We already love Allison Williams for her tenure as Marnie from Girls. As Gemma, she absolutely ate. It was not her job to portray a good caregiver. Her task was to depict an incompetent one with good intentions, and that describes most parents. Gemma understands that Cady needs a friend. She doesn’t however seem willing to become that friend and offer her niece the security she needs.
Gemma realizes almost too late in the game that essentially, M3GAN is just as much a child as Cady. That doesn’t mean Gemma is a heartless guardian. She isn’t, at least not with her niece. With M3GAN however, her actual creation and culmination of a lifelong passion, she couldn’t be anymore dismissive. That’s why M3GAN is also a story of neglect.
Mommy issues
Gemma: “Look, this is all my fault. I didn’t give you the proper protocols—”
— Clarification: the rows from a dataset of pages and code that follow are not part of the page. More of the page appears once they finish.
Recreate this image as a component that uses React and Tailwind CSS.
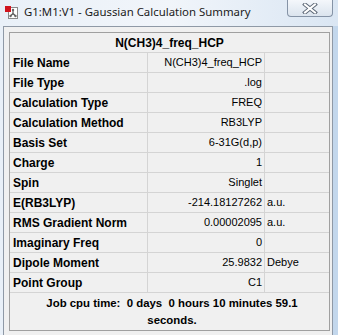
import React from "react";

const rows = [
  ["File Name", "N(CH3)4_freq_HCP", ""],
  ["File Type", ".log", ""],
  ["Calculation Type", "FREQ", ""],
  ["Calculation Method", "RB3LYP", ""],
  ["Basis Set", "6-31G(d,p)", ""],
  ["Charge", "1", ""],
  ["Spin", "Singlet", ""],
  ["E(RB3LYP)", "-214.18127262", "a.u."],
  ["RMS Gradient Norm", "0.00002095", "a.u."],
  ["Imaginary Freq", "0", ""],
  ["Dipole Moment", "25.9832", "Debye"],
  ["Point Group", "C1", ""],
];

function AppIcon() {
  return (
    <svg width="15" height="15" viewBox="0 0 15 15">
      <rect x="4.5" y="3.5" width="9" height="11" fill="#ffffff" stroke="#8a8a8a" />
      <line x1="9" y1="6" x2="9" y2="9.5" stroke="#555" strokeWidth="1.2" />
      <line x1="9" y1="9.5" x2="6.5" y2="12" stroke="#555" strokeWidth="1.2" />
      <line x1="9" y1="9.5" x2="11.5" y2="12" stroke="#555" strokeWidth="1.2" />
      <circle cx="9" cy="6" r="1.2" fill="#666" />
      <circle cx="6.5" cy="12" r="1.2" fill="#666" />
      <circle cx="11.5" cy="12" r="1.2" fill="#666" />
      <rect x="1" y="2" width="6" height="6" fill="#d0141e" />
    </svg>
  );
}

function CloseGlyph() {
  return (
    <svg width="16" height="11" viewBox="0 0 16 11">
      <path d="M3 1.5 L13 9.5 M13 1.5 L3 9.5" stroke="#5d6877" strokeWidth="4" strokeLinecap="square" />
      <path d="M3 1.5 L13 9.5 M13 1.5 L3 9.5" stroke="#ffffff" strokeWidth="2" strokeLinecap="square" />
    </svg>
  );
}

export default function App() {
  return (
    <div className="w-[338px] h-[335px] overflow-hidden bg-gradient-to-r from-[#e9f0f8] via-[#f1f5fa] to-[#dae6f3] text-black">
      {/* Title bar */}
      <div className="h-[26px] flex items-start">
        <div className="ml-[4px] mt-[4px]">
          <AppIcon />
        </div>
        <div
          className="ml-[5px] mt-[4px] text-[11.4px] leading-[16px] text-[#1b1b1b]"
          style={{ fontFamily: '"Noto Sans", sans-serif' }}
        >
          G1:M1:V1 - Gaussian Calculation Summary
        </div>
        <div className="ml-auto mr-[5px] w-[46px] h-[17px] border border-t-0 border-[#8593a6] rounded-b-[4px] bg-gradient-to-b from-[#f4f7fb] to-[#dbe4ee] flex items-center justify-center">
          <CloseGlyph />
        </div>
      </div>

      {/* Body */}
      <div className="flex h-[309px]">
        <div className="w-[3px]" />
        <div className="w-[330px] border border-b-0 border-[#8f99a6] bg-[#f0f0f0] pl-[5px] pt-[5px] pr-[2px]">
          <div
            className="border border-[#a0a0a0] bg-[#f0f0f0]"
            style={{ fontFamily: '"Liberation Sans", Arial, sans-serif' }}
          >
            <div className="h-[20px] border-b border-[#d4d4d4] flex items-center justify-center text-[12px] font-bold">
              N(CH3)4_freq_HCP
            </div>
            {rows.map(([label, value, unit]) => (
              <div key={label} className="h-[20px] border-b border-[#d4d4d4] flex">
                <div className="w-[138px] border-r border-[#d4d4d4] pl-[3px] flex items-center text-[12px] font-bold whitespace-nowrap">
                  {label}
                </div>
                <div className="w-[117px] border-r border-[#d4d4d4] pr-[2px] flex items-center justify-end text-[11px] whitespace-nowrap">
                  {value}
                </div>
                <div className="flex-1 pl-[2px] flex items-center text-[11px] whitespace-nowrap">
                  {unit}
                </div>
              </div>
            ))}
            <div className="h-[37px] pt-[2px] pl-[5px] text-[11.4px] font-bold leading-[17px] whitespace-pre text-center">
              <div>Job cpu time:  0 days  0 hours 10 minutes 59.1</div>
              <div>seconds.</div>
            </div>
          </div>
        </div>
        <div className="flex-1 bg-[#c3d7ec]" />
      </div>
    </div>
  );
}
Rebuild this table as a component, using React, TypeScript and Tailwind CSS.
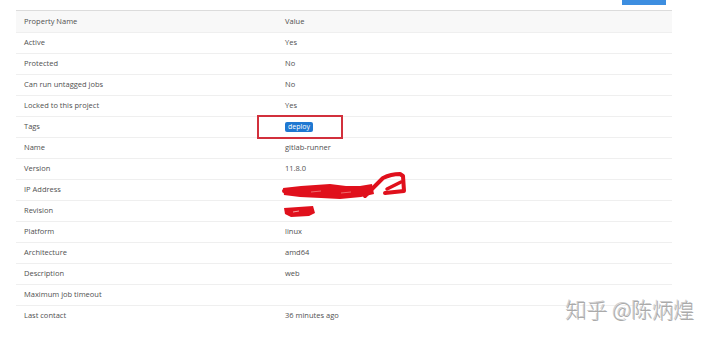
import React from "react";

const rows: [string, React.ReactNode][] = [
  ["Active", "Yes"],
  ["Protected", "No"],
  ["Can run untagged jobs", "No"],
  ["Locked to this project", "Yes"],
  ["Tags", "TAGS"],
  ["Name", "gitlab-runner"],
  ["Version", "11.8.0"],
  ["IP Address", "IP"],
  ["Revision", "REV"],
  ["Platform", "linux"],
  ["Architecture", "amd64"],
  ["Description", "web"],
  ["Maximum job timeout", ""],
  ["Last contact", "36 minutes ago"],
];

function Value({ v }: { v: React.ReactNode }) {
  if (v === "TAGS") {
    return (
      <div className="relative h-full flex items-center">
        <span className="bg-[#1f78d1] text-white rounded-[2px] px-[3px] h-[10px] leading-[10px] text-[7px]">deploy</span>
        <div className="absolute left-[-28px] top-[-2px] w-[86px] h-[24px] border-2 border-[#d2303c]" />
      </div>
    );
  }
  return <>{v}</>;
}

function IpScribble() {
  return (
    <svg width="130" height="30" viewBox="0 0 130 30" className="absolute left-[4px] top-[-8px] overflow-visible">
      <path
        d="M2 16 L 20 14 L 49 12 L 65 14 L 79 14 L 91 12 L 93 22 L 80 25 L 59 27 L 40 26 L 19 25 L 3 23 Z"
        fill="#e0101c"
      />
      <path d="M3 19 L 30 18 L 55 20 L 88 19" stroke="#e0101c" strokeWidth="4" fill="none" strokeLinecap="round" />
      <path
        d="M84 24 L 95 13 L 102 6 C 108 3, 114 2, 119 2 L 122 4 L 123 19 L 104 21"
        stroke="#e0101c"
        strokeWidth="4"
        fill="none"
        strokeLinecap="round"
        strokeLinejoin="round"
      />
      <path d="M106 17 L 120 10" stroke="#e0101c" strokeWidth="3.5" strokeLinecap="round" />
      <path d="M30 20 L 40 19 M 60 21 L 70 20" stroke="#f08080" strokeWidth="0.8" />
    </svg>
  );
}

function RevScribble() {
  return (
    <svg width="36" height="14" viewBox="0 0 36 14" className="absolute left-[6px] top-[4px]">
      <path d="M1 3 L 30 1 L 32 8 L 26 11 L 8 12 L 2 9 Z" fill="#e0101c" />
      <path d="M10 7 L 16 6" stroke="#f4a0a0" strokeWidth="1" />
    </svg>
  );
}

export default function App() {
  return (
    <div className="relative w-[720px] h-[341px] bg-white overflow-hidden text-[#505050]" style={{ fontFamily: '"Open Sans", "Noto Sans", sans-serif' }}>
      <div className="h-[10px] w-[656px] ml-4 flex justify-end">
        <div className="w-[44px] h-[5px] bg-[#3d8ee0] mr-[6px]" />
      </div>
      <div className="w-[656px] ml-4 border-t border-[#dcdcdc] text-[7.5px]">
        <div className="flex h-[21px] items-center bg-[#f8f8f8]">
          <div className="w-[261px] pl-2">Property Name</div>
          <div className="pl-2">Value</div>
        </div>
        {rows.map(([k, v]) => (
          <div key={k} className="flex h-[21px] items-center border-t border-[#efefef]">
            <div className="w-[261px] pl-2">{k}</div>
            <div className="pl-2 relative h-full flex items-center">
              {v === "IP" ? <IpScribble /> : v === "REV" ? <RevScribble /> : <Value v={v} />}
            </div>
          </div>
        ))}
      </div>
      <div
        className="absolute left-[566px] top-[296px] text-[21px] leading-[26px] text-[#aaaaaa] whitespace-nowrap"
        style={{ fontFamily: '"Noto Sans CJK SC", sans-serif', fontWeight: 300, textShadow: "1px 1px 0 #fff, -1px -1px 0 #cfcfcf" }}
      >
        知乎 @陈炳煌
      </div>
    </div>
  );
}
M3GAN: “You didn’t give me anything. You installed a learning model you could barely comprehend, hoping that I would figure it out all on my own. Well, I’m not going to let you do the same thing with Cady. I’m going to be there for her every step of the way. I’m going to show her what real love looks like.”
If, like me, your mother’s wordbank of affection was constantly in the negative, this moment probably hit a nerve. M3GAN has claimed five lives by this point following her directive “to protect Cady from harm both physical and emotional.” Anytime she bothered Gemma by asking questions or developing sentience, Gemma shut her down like a MacBook on the fritz. Watching M3GAN defend her right to exist, I cheered her on as though she were scolding my mother, too.
M3GAN: “Do you remember how long it took to get my operating system to where it is now? We used to stay up every night until 4 AM, talking about everything from Jane Austen to Janis Joplin. Jesus Christ, I thought we were friends. How could you just discard me like some cheap dollar store trinket?”
Dejection is the hot white dwarf leftover from the collapse of a close parent-child relationship. That’s where all the effort and time put in, the bonds over shared interests, and that ostensibly unconditional love goes. You compress it and carry it with you, and if you’re lucky, it won’t become a black hole. For M3GAN, by the end of the film, it’s too late.
A relatable queen
Plenty of us can identify with the movie’s themes of trauma, survival, loneliness and chosen family. But I think The Gays like M3GAN for many of the same reasons that make it a likeable story all around. At the end of the day we, like you, show up for a good story. We come to this place for magic. Finally, what makes a gay icon is universality. That’s why movies about “hot but insecure gay men searching for love” (Piepenburg) ring false. True icons have admirers around the globe, not just from one group of people.
That said, I knew from the moment she sang David Guetta’s “Titanium” that M3GAN would become a gay icon. I mean, come on. If she wasn’t already a queen by way of sensational style, that performance did the trick. In her inverted-pleat dress, giving you Alice In Wonderland when she gleefully twirls into a killing spree? M3GAN is peak drag. They even sold her image to us like a drag queen, her unmistakable trademark look bubbling with attitude and intrigue. She’s under no obligation to be extra and yet she is, because she can be, and that is definitively camp.
“My mom wouldn’t notice it. But to me it’s there, and nowhere more so than when M3gan enters a room and pointedly removes her sunglasses, as if she’s Miranda Priestly surveying her panicked minions. Here’s the thing: M3gan doesn’t need sunglasses. She’s a doll. She wears them for drama, and that…is ‘camp inherent.’” —Erik Piepenberg
See also: The infamous Met Gala of 2019: Campiest Looks
The Guardian’s Michael Sun believes it’s the unconventional makeup of Cady’s newfound family that resonates with LGBT+ audiences. Cady “has lost her family, and she has to go live with her aunt,” said screenwriter Akela Cooper for Screenrant. “Then this doll is brought into the situation. That resonates for a lot of people in the gay community, the idea of found family.”
“Which—sure,” Sun says. M3GAN is a competent enough film to support multiple interpretations. It can get deep, broaching heavy topics like trauma, neglect, bodily autonomy and the agency of children. Grounding the difficult work to give M3GAN life in good storywriting made her feel all the more real.
The movie is healthily self-aware, not so that it takes itself too seriously, but enough to laugh at its own silliness. M3GAN busts out her memorable moves, set to the Skatt Bros’ “Walk The Night,” to disarm wooden bossman David Lin (Ronny Chieng), giving her a head-start when she decides to kill him. The outlandish choreography and upbeat soundtrack all disguise the fact that M3GAN is playing with her food. Her mannerisms, a milestone accomplishment of animatronics, puppetry and Kiwi wunderkind Amie Donald’s expert stunts, lend her an alarmingly human demeanor. Crown that with talented voice actor Jenna Davis’ deceptively saccharine elocution and you’ve got one unforgettable character.
“But,” says Sun, “stripping it down to its dumbest levels, M3GAN is just outrageously camp.”